__GIVEN DATA__
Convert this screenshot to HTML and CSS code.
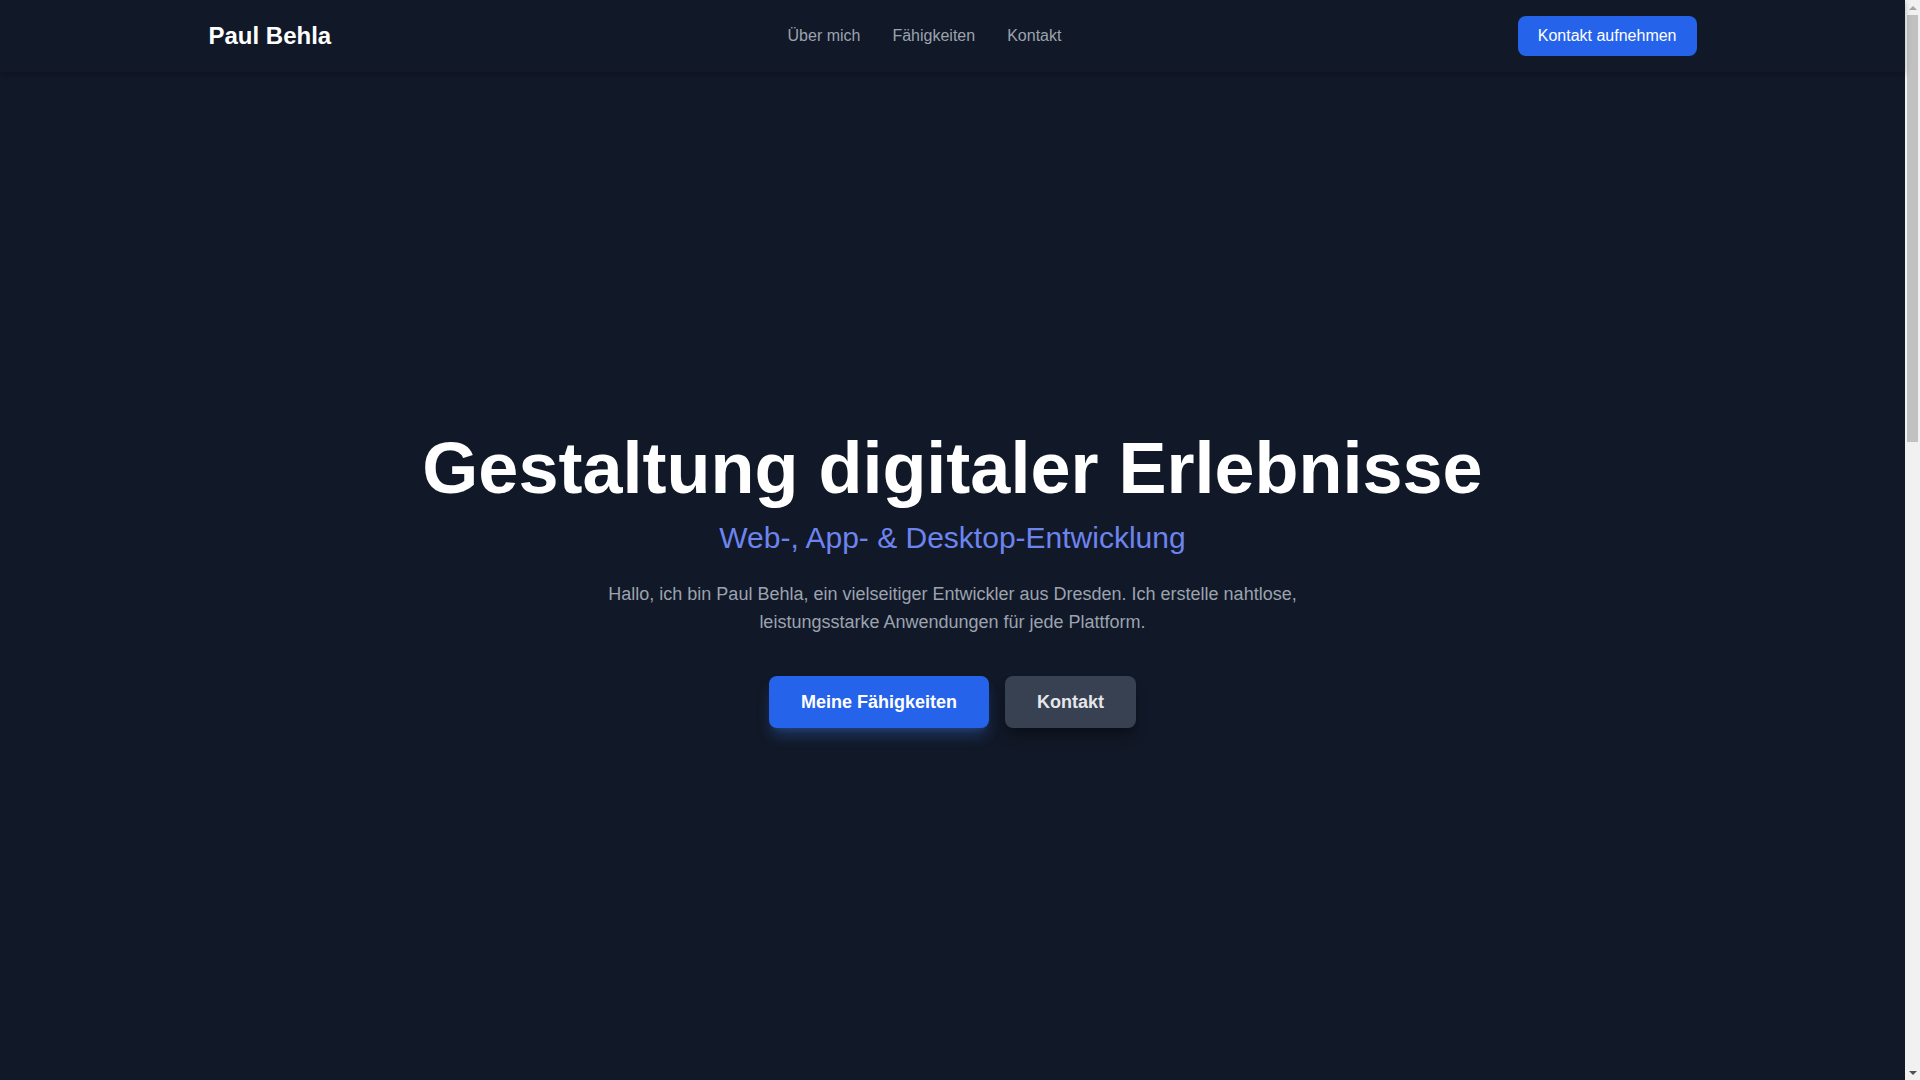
FILE: index.html
```html
<!DOCTYPE html>
<html lang="de">
<head>
    <meta charset="UTF-8">
    <meta name="viewport" content="width=device-width, initial-scale=1.0">
    <title>Paul Behla – Entwickler</title>
    <link rel="stylesheet" href="styles.css">
</head>
<body>

<div class="site">

    <header class="site-header">
        <div class="container header-inner">
            <a href="#" class="logo">Paul Behla</a>
            <nav class="main-nav">
                <a href="#about">Über mich</a>
                <a href="#skills">Fähigkeiten</a>
                <a href="#contact">Kontakt</a>
            </nav>
            <a href="#contact" class="header-btn">Kontakt aufnehmen</a>
        </div>
    </header>

    <section class="hero">
        <h1>Gestaltung digitaler Erlebnisse</h1>
        <h2 class="hero-sub">Web-, App- &amp; Desktop-Entwicklung</h2>
        <p class="hero-text">Hallo, ich bin Paul Behla, ein vielseitiger Entwickler aus Dresden. Ich erstelle nahtlose, leistungsstarke Anwendungen für jede Plattform.</p>
        <div class="hero-actions">
            <a href="#skills" class="btn btn-primary">Meine Fähigkeiten</a>
            <a href="#contact" class="btn btn-secondary">Kontakt</a>
        </div>
    </section>

</div>

<!-- page scrollbar -->
<div class="scrollbar">
    <span class="sb-arrow sb-up"></span>
    <span class="sb-thumb"></span>
    <span class="sb-track"></span>
    <span class="sb-arrow sb-down"></span>
</div>

</body>
</html>
```

FILE: styles.css
```css
* {
    box-sizing: border-box;
}
body {
    margin: 0;
    height: 100vh;
    overflow: hidden;
    display: flex;
    font-family: "Liberation Sans", Arial, sans-serif;
    background: #111827;
    color: #f3f4f6;
}
a {
    text-decoration: none;
}
.site {
    flex: 1;
    min-width: 0;
}
.container {
    max-width: 1536px;
    margin: 0 auto;
    padding: 0 24px;
}

/* header */
.site-header {
    position: relative;
    z-index: 10;
    background: #111827;
    box-shadow: 0 2px 6px rgba(0, 0, 0, 0.25);
}
.header-inner {
    height: 72px;
    display: flex;
    justify-content: space-between;
    align-items: center;
}
.logo {
    font-size: 24px;
    font-weight: bold;
    color: #ffffff;
}
.main-nav {
    display: flex;
    gap: 32px;
}
.main-nav a {
    font-size: 16px;
    color: #9ca3af;
}
.header-btn {
    background: #2563eb;
    color: #ffffff;
    font-size: 16px;
    line-height: 24px;
    padding: 8px 20px;
    border-radius: 8px;
}

/* hero */
.hero {
    height: calc(100vh - 72px);
    padding: 8px 24px 0;
    display: flex;
    flex-direction: column;
    align-items: center;
    justify-content: center;
    text-align: center;
}
.hero h1 {
    font-size: 72px;
    line-height: 1;
    font-weight: bold;
    color: #ffffff;
    margin: 0 0 16px;
}
.hero-sub {
    font-size: 30px;
    line-height: 36px;
    font-weight: normal;
    color: #6d84ef;
    margin: 0 0 24px;
}
.hero-text {
    max-width: 768px;
    font-size: 18px;
    line-height: 28px;
    color: #9ca3af;
    margin: 0 0 40px;
}
.hero-actions {
    display: flex;
    gap: 16px;
}
.btn {
    display: inline-block;
    font-size: 18px;
    line-height: 28px;
    font-weight: bold;
    padding: 12px 32px;
    border-radius: 8px;
}
.btn-primary {
    background: #2563eb;
    color: #ffffff;
    box-shadow: 0 10px 15px -3px rgba(59, 130, 246, 0.3), 0 4px 6px -4px rgba(59, 130, 246, 0.3);
}
.btn-secondary {
    background: #374151;
    color: #e5e7eb;
    box-shadow: 0 10px 15px -3px rgba(0, 0, 0, 0.3), 0 4px 6px -4px rgba(0, 0, 0, 0.3);
}

/* scrollbar */
.scrollbar {
    width: 15px;
    flex-shrink: 0;
    background: #f1f1f1;
    display: flex;
    flex-direction: column;
    align-items: center;
}
.sb-arrow {
    width: 15px;
    height: 15px;
    display: flex;
    align-items: center;
    justify-content: center;
}
.sb-arrow::before {
    content: "";
    border-left: 4px solid transparent;
    border-right: 4px solid transparent;
}
.sb-up::before {
    border-bottom: 4px solid #a3a3a3;
}
.sb-down::before {
    border-top: 4px solid #505050;
}
.sb-thumb {
    width: 11px;
    height: 427px;
    background: #c1c1c1;
}
.sb-track {
    flex: 1;
}
```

__AIM OF THE TASK__
Extract all the data above exactly, excluding every picture.

__ANSWER TO THIS TASK__
Convert this screenshot to HTML and CSS code.
FILE: index.html
```html
<!DOCTYPE html>
<html lang="de">
<head>
    <meta charset="UTF-8">
    <meta name="viewport" content="width=device-width, initial-scale=1.0">
    <title>Paul Behla – Entwickler</title>
    <link rel="stylesheet" href="styles.css">
</head>
<body>

<div class="site">

    <header class="site-header">
        <div class="container header-inner">
            <a href="#" class="logo">Paul Behla</a>
            <nav class="main-nav">
                <a href="#about">Über mich</a>
                <a href="#skills">Fähigkeiten</a>
                <a href="#contact">Kontakt</a>
            </nav>
            <a href="#contact" class="header-btn">Kontakt aufnehmen</a>
        </div>
    </header>

    <section class="hero">
        <h1>Gestaltung digitaler Erlebnisse</h1>
        <h2 class="hero-sub">Web-, App- &amp; Desktop-Entwicklung</h2>
        <p class="hero-text">Hallo, ich bin Paul Behla, ein vielseitiger Entwickler aus Dresden. Ich erstelle nahtlose, leistungsstarke Anwendungen für jede Plattform.</p>
        <div class="hero-actions">
            <a href="#skills" class="btn btn-primary">Meine Fähigkeiten</a>
            <a href="#contact" class="btn btn-secondary">Kontakt</a>
        </div>
    </section>

</div>

<!-- page scrollbar -->
<div class="scrollbar">
    <span class="sb-arrow sb-up"></span>
    <span class="sb-thumb"></span>
    <span class="sb-track"></span>
    <span class="sb-arrow sb-down"></span>
</div>

</body>
</html>
```

FILE: styles.css
```css
* {
    box-sizing: border-box;
}
body {
    margin: 0;
    height: 100vh;
    overflow: hidden;
    display: flex;
    font-family: "Liberation Sans", Arial, sans-serif;
    background: #111827;
    color: #f3f4f6;
}
a {
    text-decoration: none;
}
.site {
    flex: 1;
    min-width: 0;
}
.container {
    max-width: 1536px;
    margin: 0 auto;
    padding: 0 24px;
}

/* header */
.site-header {
    position: relative;
    z-index: 10;
    background: #111827;
    box-shadow: 0 2px 6px rgba(0, 0, 0, 0.25);
}
.header-inner {
    height: 72px;
    display: flex;
    justify-content: space-between;
    align-items: center;
}
.logo {
    font-size: 24px;
    font-weight: bold;
    color: #ffffff;
}
.main-nav {
    display: flex;
    gap: 32px;
}
.main-nav a {
    font-size: 16px;
    color: #9ca3af;
}
.header-btn {
    background: #2563eb;
    color: #ffffff;
    font-size: 16px;
    line-height: 24px;
    padding: 8px 20px;
    border-radius: 8px;
}

/* hero */
.hero {
    height: calc(100vh - 72px);
    padding: 8px 24px 0;
    display: flex;
    flex-direction: column;
    align-items: center;
    justify-content: center;
    text-align: center;
}
.hero h1 {
    font-size: 72px;
    line-height: 1;
    font-weight: bold;
    color: #ffffff;
    margin: 0 0 16px;
}
.hero-sub {
    font-size: 30px;
    line-height: 36px;
    font-weight: normal;
    color: #6d84ef;
    margin: 0 0 24px;
}
.hero-text {
    max-width: 768px;
    font-size: 18px;
    line-height: 28px;
    color: #9ca3af;
    margin: 0 0 40px;
}
.hero-actions {
    display: flex;
    gap: 16px;
}
.btn {
    display: inline-block;
    font-size: 18px;
    line-height: 28px;
    font-weight: bold;
    padding: 12px 32px;
    border-radius: 8px;
}
.btn-primary {
    background: #2563eb;
    color: #ffffff;
    box-shadow: 0 10px 15px -3px rgba(59, 130, 246, 0.3), 0 4px 6px -4px rgba(59, 130, 246, 0.3);
}
.btn-secondary {
    background: #374151;
    color: #e5e7eb;
    box-shadow: 0 10px 15px -3px rgba(0, 0, 0, 0.3), 0 4px 6px -4px rgba(0, 0, 0, 0.3);
}

/* scrollbar */
.scrollbar {
    width: 15px;
    flex-shrink: 0;
    background: #f1f1f1;
    display: flex;
    flex-direction: column;
    align-items: center;
}
.sb-arrow {
    width: 15px;
    height: 15px;
    display: flex;
    align-items: center;
    justify-content: center;
}
.sb-arrow::before {
    content: "";
    border-left: 4px solid transparent;
    border-right: 4px solid transparent;
}
.sb-up::before {
    border-bottom: 4px solid #a3a3a3;
}
.sb-down::before {
    border-top: 4px solid #505050;
}
.sb-thumb {
    width: 11px;
    height: 427px;
    background: #c1c1c1;
}
.sb-track {
    flex: 1;
}
```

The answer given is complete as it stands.